[PROBLEM REQUIREMENTS]:
Write out the material again exactly, please, and omit the pictures.

[INFORMATION SHOWN]:
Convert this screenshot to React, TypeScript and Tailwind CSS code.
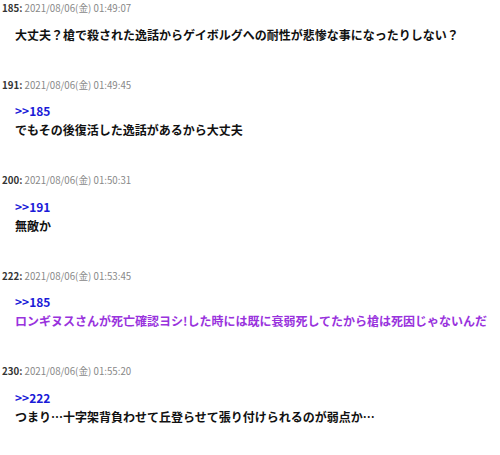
const posts = [
  {
    no: 185,
    date: "2021/08/06(金) 01:49:07",
    anchor: "",
    body: "大丈夫？槍で殺された逸話からゲイボルグへの耐性が悲惨な事になったりしない？",
    purple: false,
  },
  {
    no: 191,
    date: "2021/08/06(金) 01:49:45",
    anchor: ">>185",
    body: "でもその後復活した逸話があるから大丈夫",
    purple: false,
  },
  {
    no: 200,
    date: "2021/08/06(金) 01:50:31",
    anchor: ">>191",
    body: "無敵か",
    purple: false,
  },
  {
    no: 222,
    date: "2021/08/06(金) 01:53:45",
    anchor: ">>185",
    body: "ロンギヌスさんが死亡確認ヨシ!した時には既に衰弱死してたから槍は死因じゃないんだ",
    purple: true,
  },
  {
    no: 230,
    date: "2021/08/06(金) 01:55:20",
    anchor: ">>222",
    body: "つまり…十字架背負わせて丘登らせて張り付けられるのが弱点か…",
    purple: false,
  },
];

export default function App() {
  return (
    <main className="w-[500px] h-[455px] overflow-hidden bg-white font-['Noto_Sans_CJK_JP',sans-serif]">
      {posts.map((p) => (
        <article key={p.no} className="pb-[33px]">
          <div className="h-[17px] pl-[2px] text-[9.7px] leading-[17px] whitespace-nowrap">
            <span className="font-bold text-[#333]">{p.no}: </span>
            <span className="text-[#888]">{p.date}</span>
          </div>
          <div className="mt-[7.5px] pl-[15px] text-[12px] leading-[19px] font-bold whitespace-nowrap">
            {p.anchor && <div className="text-[#1a1ad8]">{p.anchor}</div>}
            <div className={p.purple ? "text-[#9933dd]" : "text-[#111]"}>{p.body}</div>
          </div>
        </article>
      ))}
    </main>
  );
}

[FULL SOLUTION]:
Convert this screenshot to React, TypeScript and Tailwind CSS code.
const posts = [
  {
    no: 185,
    date: "2021/08/06(金) 01:49:07",
    anchor: "",
    body: "大丈夫？槍で殺された逸話からゲイボルグへの耐性が悲惨な事になったりしない？",
    purple: false,
  },
  {
    no: 191,
    date: "2021/08/06(金) 01:49:45",
    anchor: ">>185",
    body: "でもその後復活した逸話があるから大丈夫",
    purple: false,
  },
  {
    no: 200,
    date: "2021/08/06(金) 01:50:31",
    anchor: ">>191",
    body: "無敵か",
    purple: false,
  },
  {
    no: 222,
    date: "2021/08/06(金) 01:53:45",
    anchor: ">>185",
    body: "ロンギヌスさんが死亡確認ヨシ!した時には既に衰弱死してたから槍は死因じゃないんだ",
    purple: true,
  },
  {
    no: 230,
    date: "2021/08/06(金) 01:55:20",
    anchor: ">>222",
    body: "つまり…十字架背負わせて丘登らせて張り付けられるのが弱点か…",
    purple: false,
  },
];

export default function App() {
  return (
    <main className="w-[500px] h-[455px] overflow-hidden bg-white font-['Noto_Sans_CJK_JP',sans-serif]">
      {posts.map((p) => (
        <article key={p.no} className="pb-[33px]">
          <div className="h-[17px] pl-[2px] text-[9.7px] leading-[17px] whitespace-nowrap">
            <span className="font-bold text-[#333]">{p.no}: </span>
            <span className="text-[#888]">{p.date}</span>
          </div>
          <div className="mt-[7.5px] pl-[15px] text-[12px] leading-[19px] font-bold whitespace-nowrap">
            {p.anchor && <div className="text-[#1a1ad8]">{p.anchor}</div>}
            <div className={p.purple ? "text-[#9933dd]" : "text-[#111]"}>{p.body}</div>
          </div>
        </article>
      ))}
    </main>
  );
}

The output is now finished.